Над нами медленно и низко пролетел немецкий истребитель. Мне показалось, что он, человек, который сидел в его голове, увидел нас и усмехнувшись: «ага! вот, где вы притаились», полетел дальше.
Когда замер вдали гул мотора, я с удивлением заметил, как вокруг было тихо. Высоко в синеве майского неба плыли белые облака. Все было пустынно. Как я попал сюда? Как, в сущности, все это странно. Кто мог бы предсказать, когда я родился в Москве, что я буду убит в Бельгии в шинели французского солдата?
Не узнавая местности, я смотрел на уходившее к Мёзе какое-то лиловое кремнистое плоскогорье.

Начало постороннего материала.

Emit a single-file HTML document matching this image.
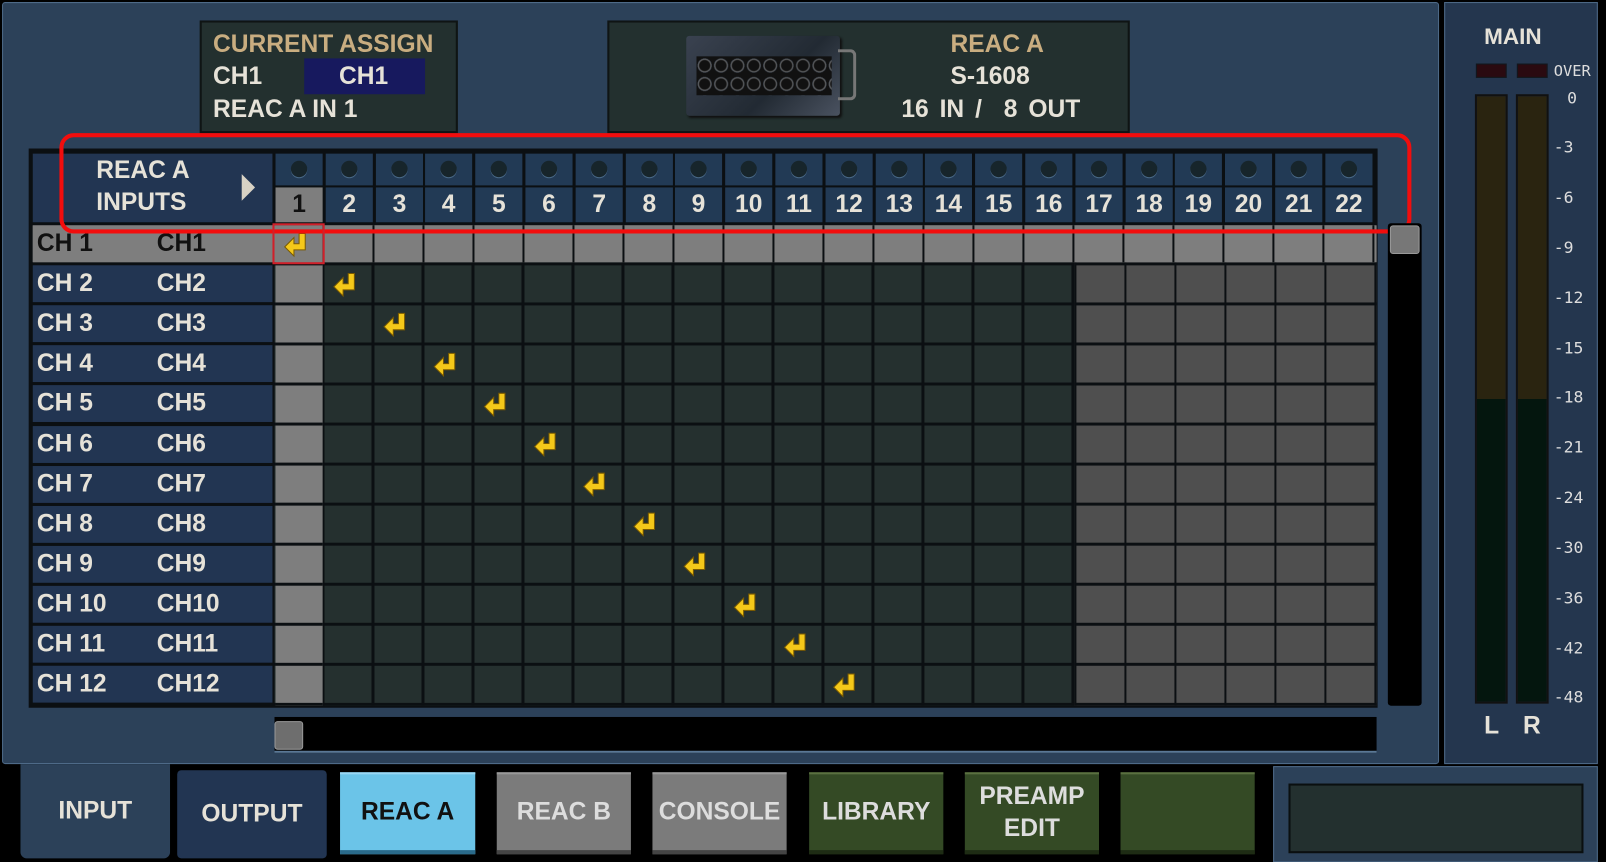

Я раньше не замечал его. Это вовсе не Бельгия, а какая-то древняя необитаемая страна на Луне или на Марсе, где нет жизни. Я чувствовал теперь, как все объемлет равнодушная, всегда бывшая, несуществующая бездна. Мне было странно, что я буду убит в этой бездыханной действительности, которая не имела никакого отношения к моей жизни.
Я чувствовал мучительное сожаление. Теперь, когда было поздно, жизнь казалась такой желанной: ведь могли бы быть, как у других людей, успехи на житейском поприще, любовь, творческий труд. Счастье — быть, дышать, видеть, чувствовать. Как же я пропустил все это, и вместо наслаждения каждым мгновением были долгие годы отчаяния, унижений, бедности и неудач, ни одного дня счастья и удовлетворенности. А теперь я умру, ничего не исправив и ничего не узнав. И как я мог обманываться странной мыслью, что меня не могут убить и что смерть мне не страшна, как другим людям.
Я смотрел на дорогу, и вдруг мне показалось, что кто-то вошел в пустой дом, стоявший ниже на косогоре. Я видел это только самым краем глаза, может быть, мне это только померещилось, но на всякий случай я сказал Колизе.